▶ _Exercise brief_:
From the entries that follow, extract each line holding the string "with".

** Begin **

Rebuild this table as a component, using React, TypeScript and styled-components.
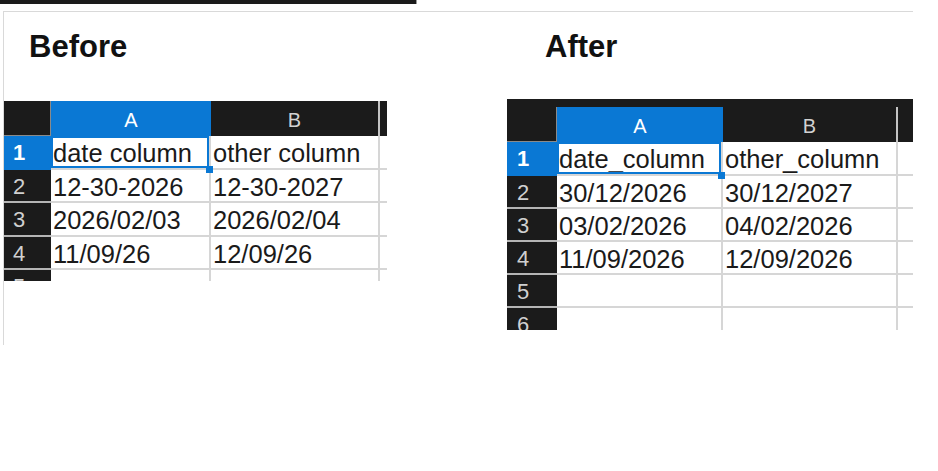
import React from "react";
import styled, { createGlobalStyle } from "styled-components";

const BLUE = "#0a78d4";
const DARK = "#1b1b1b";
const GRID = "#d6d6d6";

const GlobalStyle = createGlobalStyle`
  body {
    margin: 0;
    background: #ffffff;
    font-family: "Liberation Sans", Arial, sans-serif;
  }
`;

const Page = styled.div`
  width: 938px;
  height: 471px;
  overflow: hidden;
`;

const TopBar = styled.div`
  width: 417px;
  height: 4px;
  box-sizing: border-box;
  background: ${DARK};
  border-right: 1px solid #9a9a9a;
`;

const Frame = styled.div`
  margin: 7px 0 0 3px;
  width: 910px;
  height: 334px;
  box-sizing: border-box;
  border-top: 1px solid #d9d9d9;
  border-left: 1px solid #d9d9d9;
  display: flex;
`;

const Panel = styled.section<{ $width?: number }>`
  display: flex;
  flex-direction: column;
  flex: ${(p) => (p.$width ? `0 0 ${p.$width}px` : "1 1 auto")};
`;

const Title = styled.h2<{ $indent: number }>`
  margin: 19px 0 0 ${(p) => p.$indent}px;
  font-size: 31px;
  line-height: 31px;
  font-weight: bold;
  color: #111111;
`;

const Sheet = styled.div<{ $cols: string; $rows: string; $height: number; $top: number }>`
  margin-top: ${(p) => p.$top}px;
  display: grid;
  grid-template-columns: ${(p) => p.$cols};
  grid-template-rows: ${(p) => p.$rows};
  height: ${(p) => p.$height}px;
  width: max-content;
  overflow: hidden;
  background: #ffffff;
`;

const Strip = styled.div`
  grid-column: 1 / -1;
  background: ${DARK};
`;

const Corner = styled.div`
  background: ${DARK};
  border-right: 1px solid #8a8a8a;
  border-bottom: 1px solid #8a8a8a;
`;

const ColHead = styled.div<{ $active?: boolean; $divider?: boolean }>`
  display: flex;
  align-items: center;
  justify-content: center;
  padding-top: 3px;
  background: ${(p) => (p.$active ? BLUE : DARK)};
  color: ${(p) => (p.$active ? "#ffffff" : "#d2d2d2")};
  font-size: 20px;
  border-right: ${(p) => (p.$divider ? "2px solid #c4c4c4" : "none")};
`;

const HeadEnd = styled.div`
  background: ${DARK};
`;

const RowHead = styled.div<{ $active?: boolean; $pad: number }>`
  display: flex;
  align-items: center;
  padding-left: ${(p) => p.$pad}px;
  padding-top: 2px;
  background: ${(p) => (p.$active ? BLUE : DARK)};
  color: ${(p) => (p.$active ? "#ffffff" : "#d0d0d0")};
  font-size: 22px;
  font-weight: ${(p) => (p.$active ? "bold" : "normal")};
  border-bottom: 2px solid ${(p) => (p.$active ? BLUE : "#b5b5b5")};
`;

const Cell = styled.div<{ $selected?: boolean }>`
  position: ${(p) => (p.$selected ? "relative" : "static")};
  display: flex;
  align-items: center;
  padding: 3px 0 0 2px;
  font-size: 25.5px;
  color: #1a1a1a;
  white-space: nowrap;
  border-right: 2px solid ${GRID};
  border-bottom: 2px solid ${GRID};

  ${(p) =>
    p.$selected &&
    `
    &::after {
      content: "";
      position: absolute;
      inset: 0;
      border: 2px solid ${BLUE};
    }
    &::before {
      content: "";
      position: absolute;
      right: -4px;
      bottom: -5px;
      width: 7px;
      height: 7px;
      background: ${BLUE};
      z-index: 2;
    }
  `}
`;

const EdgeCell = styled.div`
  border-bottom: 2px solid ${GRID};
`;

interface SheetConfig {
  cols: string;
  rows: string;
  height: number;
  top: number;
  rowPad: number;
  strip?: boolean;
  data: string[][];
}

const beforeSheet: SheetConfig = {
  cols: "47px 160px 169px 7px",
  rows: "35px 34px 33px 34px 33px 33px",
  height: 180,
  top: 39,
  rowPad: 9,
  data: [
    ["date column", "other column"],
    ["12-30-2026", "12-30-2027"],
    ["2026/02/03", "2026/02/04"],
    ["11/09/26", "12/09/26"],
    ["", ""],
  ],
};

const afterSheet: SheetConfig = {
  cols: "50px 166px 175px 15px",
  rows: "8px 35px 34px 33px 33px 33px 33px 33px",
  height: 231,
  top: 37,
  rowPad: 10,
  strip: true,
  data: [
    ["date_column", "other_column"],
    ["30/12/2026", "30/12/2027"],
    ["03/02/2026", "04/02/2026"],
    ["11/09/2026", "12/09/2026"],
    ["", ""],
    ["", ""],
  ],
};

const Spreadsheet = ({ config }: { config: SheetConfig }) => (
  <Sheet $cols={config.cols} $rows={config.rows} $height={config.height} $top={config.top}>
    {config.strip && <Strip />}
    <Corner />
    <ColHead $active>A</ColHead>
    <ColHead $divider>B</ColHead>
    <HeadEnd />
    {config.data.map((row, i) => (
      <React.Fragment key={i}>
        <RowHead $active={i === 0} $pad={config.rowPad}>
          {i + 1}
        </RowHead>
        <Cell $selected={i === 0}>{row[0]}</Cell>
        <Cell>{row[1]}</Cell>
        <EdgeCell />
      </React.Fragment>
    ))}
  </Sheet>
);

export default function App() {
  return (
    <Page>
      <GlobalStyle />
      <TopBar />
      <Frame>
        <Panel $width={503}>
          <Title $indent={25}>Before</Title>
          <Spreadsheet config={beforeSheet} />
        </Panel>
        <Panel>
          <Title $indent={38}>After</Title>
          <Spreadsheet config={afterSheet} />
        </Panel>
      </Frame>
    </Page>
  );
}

** End **
** Begin **

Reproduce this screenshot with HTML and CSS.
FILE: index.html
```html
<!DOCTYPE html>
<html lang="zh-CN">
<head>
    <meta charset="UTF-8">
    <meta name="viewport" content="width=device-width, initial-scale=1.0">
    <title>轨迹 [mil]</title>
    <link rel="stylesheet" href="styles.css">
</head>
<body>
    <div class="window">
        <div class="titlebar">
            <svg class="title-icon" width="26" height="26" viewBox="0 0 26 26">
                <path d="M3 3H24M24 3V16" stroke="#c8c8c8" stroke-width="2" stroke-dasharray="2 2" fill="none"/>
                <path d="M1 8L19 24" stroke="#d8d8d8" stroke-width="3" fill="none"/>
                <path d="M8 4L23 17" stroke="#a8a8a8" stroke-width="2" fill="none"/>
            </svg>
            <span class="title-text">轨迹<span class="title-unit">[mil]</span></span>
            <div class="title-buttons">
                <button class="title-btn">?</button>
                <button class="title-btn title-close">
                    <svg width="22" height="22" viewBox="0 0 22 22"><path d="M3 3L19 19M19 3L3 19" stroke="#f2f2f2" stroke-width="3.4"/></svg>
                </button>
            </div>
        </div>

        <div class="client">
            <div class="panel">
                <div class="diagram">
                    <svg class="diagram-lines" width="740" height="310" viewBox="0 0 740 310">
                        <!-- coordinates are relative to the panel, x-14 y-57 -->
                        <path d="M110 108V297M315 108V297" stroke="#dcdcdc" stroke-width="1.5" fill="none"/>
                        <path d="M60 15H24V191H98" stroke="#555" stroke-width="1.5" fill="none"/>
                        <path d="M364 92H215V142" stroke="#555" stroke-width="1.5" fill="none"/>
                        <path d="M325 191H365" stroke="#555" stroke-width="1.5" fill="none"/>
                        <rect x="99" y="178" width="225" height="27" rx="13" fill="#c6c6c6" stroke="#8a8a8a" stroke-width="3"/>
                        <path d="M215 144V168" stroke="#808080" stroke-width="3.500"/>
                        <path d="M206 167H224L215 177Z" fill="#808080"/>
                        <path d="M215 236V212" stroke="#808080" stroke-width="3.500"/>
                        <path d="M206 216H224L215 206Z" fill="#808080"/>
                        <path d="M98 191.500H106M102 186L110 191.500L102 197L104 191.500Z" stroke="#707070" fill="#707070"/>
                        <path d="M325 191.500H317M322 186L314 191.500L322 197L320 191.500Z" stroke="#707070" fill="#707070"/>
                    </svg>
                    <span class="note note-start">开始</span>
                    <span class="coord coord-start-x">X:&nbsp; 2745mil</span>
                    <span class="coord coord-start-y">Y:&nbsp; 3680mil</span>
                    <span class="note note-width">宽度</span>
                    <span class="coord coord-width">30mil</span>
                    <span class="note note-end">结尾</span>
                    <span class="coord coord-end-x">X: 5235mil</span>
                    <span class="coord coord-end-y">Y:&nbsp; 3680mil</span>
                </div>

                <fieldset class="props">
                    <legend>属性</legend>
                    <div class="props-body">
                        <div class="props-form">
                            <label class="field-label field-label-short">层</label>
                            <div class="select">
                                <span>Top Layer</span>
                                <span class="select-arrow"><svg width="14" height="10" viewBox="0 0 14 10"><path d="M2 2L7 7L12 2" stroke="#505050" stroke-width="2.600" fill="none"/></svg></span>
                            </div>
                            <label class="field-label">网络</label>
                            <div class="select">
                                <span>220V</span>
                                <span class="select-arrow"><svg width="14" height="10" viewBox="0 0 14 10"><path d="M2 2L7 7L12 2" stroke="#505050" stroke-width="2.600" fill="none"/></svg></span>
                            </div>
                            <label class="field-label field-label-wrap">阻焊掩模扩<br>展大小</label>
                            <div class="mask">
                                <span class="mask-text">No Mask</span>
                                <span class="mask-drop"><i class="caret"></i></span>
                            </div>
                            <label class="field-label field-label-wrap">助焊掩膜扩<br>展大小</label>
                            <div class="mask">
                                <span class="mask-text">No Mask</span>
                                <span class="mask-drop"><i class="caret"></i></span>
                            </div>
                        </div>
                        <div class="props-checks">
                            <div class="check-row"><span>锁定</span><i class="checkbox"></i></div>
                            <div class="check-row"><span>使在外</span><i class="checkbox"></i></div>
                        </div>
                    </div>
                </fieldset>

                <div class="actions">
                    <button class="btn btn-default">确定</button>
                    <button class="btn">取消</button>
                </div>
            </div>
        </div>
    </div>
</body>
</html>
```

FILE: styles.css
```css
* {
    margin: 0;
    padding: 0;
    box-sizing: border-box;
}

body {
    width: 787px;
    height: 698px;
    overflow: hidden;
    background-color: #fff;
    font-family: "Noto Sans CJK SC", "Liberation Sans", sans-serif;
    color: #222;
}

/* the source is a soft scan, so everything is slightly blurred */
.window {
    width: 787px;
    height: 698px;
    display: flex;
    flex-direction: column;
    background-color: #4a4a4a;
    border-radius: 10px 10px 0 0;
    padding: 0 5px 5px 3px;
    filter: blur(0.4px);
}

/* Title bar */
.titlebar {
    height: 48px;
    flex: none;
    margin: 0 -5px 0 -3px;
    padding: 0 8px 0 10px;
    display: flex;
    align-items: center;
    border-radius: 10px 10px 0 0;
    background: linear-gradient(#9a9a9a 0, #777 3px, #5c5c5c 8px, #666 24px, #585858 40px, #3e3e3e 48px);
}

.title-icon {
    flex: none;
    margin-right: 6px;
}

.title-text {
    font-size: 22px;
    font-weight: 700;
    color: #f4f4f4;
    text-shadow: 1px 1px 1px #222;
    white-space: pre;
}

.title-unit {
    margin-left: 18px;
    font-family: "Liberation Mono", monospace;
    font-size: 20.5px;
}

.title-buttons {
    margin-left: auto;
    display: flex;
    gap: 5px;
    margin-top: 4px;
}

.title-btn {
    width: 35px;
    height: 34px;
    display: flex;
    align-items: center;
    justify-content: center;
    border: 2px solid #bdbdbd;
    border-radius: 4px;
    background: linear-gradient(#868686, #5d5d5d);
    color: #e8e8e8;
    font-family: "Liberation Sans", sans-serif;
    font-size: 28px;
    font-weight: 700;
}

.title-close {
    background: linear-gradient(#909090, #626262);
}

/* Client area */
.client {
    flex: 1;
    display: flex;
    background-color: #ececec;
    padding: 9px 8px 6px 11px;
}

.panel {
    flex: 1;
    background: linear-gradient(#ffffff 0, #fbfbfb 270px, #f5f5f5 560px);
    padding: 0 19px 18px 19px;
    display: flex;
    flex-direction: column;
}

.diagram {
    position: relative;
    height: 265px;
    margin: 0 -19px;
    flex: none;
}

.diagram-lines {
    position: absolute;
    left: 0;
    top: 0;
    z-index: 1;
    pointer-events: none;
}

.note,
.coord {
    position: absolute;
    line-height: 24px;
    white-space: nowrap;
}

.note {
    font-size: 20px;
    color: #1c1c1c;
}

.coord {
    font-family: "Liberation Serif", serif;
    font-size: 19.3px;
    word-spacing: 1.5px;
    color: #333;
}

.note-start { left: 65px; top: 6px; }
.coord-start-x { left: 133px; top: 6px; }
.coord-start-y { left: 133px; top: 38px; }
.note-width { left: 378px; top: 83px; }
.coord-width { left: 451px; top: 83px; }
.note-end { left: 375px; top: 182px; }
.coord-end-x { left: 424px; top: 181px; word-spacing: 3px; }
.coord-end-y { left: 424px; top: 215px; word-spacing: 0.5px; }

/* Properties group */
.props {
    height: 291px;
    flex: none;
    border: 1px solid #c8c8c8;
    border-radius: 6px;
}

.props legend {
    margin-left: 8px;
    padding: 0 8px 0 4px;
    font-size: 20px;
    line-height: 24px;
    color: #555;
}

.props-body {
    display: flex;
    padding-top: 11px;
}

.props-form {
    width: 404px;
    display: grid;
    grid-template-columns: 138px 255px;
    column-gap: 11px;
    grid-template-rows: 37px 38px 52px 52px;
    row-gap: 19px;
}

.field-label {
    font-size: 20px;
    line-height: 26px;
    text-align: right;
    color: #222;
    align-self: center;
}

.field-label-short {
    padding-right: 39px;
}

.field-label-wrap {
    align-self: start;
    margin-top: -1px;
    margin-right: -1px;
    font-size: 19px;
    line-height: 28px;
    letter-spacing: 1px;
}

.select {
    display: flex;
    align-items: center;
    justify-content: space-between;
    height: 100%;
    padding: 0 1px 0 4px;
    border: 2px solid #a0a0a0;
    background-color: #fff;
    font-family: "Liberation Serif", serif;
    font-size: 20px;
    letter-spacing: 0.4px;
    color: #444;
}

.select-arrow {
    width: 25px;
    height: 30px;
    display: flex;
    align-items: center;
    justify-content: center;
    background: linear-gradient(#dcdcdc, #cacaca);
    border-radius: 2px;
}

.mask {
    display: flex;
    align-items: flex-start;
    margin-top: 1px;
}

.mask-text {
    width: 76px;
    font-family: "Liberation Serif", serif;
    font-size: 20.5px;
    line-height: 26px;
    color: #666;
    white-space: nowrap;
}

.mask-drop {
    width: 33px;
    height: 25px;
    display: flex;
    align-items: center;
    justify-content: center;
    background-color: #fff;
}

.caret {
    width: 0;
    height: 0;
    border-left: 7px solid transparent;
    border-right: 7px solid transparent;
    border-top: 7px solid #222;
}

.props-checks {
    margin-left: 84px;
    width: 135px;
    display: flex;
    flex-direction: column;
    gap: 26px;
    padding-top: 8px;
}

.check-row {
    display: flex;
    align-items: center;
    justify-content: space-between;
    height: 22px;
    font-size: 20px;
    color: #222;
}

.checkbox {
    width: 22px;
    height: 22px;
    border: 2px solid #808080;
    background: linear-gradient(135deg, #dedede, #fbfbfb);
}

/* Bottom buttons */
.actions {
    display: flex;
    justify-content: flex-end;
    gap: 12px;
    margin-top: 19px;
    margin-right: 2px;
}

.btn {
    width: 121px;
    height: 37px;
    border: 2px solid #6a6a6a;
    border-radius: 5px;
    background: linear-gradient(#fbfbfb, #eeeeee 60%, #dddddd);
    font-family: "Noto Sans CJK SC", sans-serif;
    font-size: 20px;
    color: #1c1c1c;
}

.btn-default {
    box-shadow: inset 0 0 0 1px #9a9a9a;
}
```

** End **

▶ _Full answer_:
Reproduce this screenshot with HTML and CSS.

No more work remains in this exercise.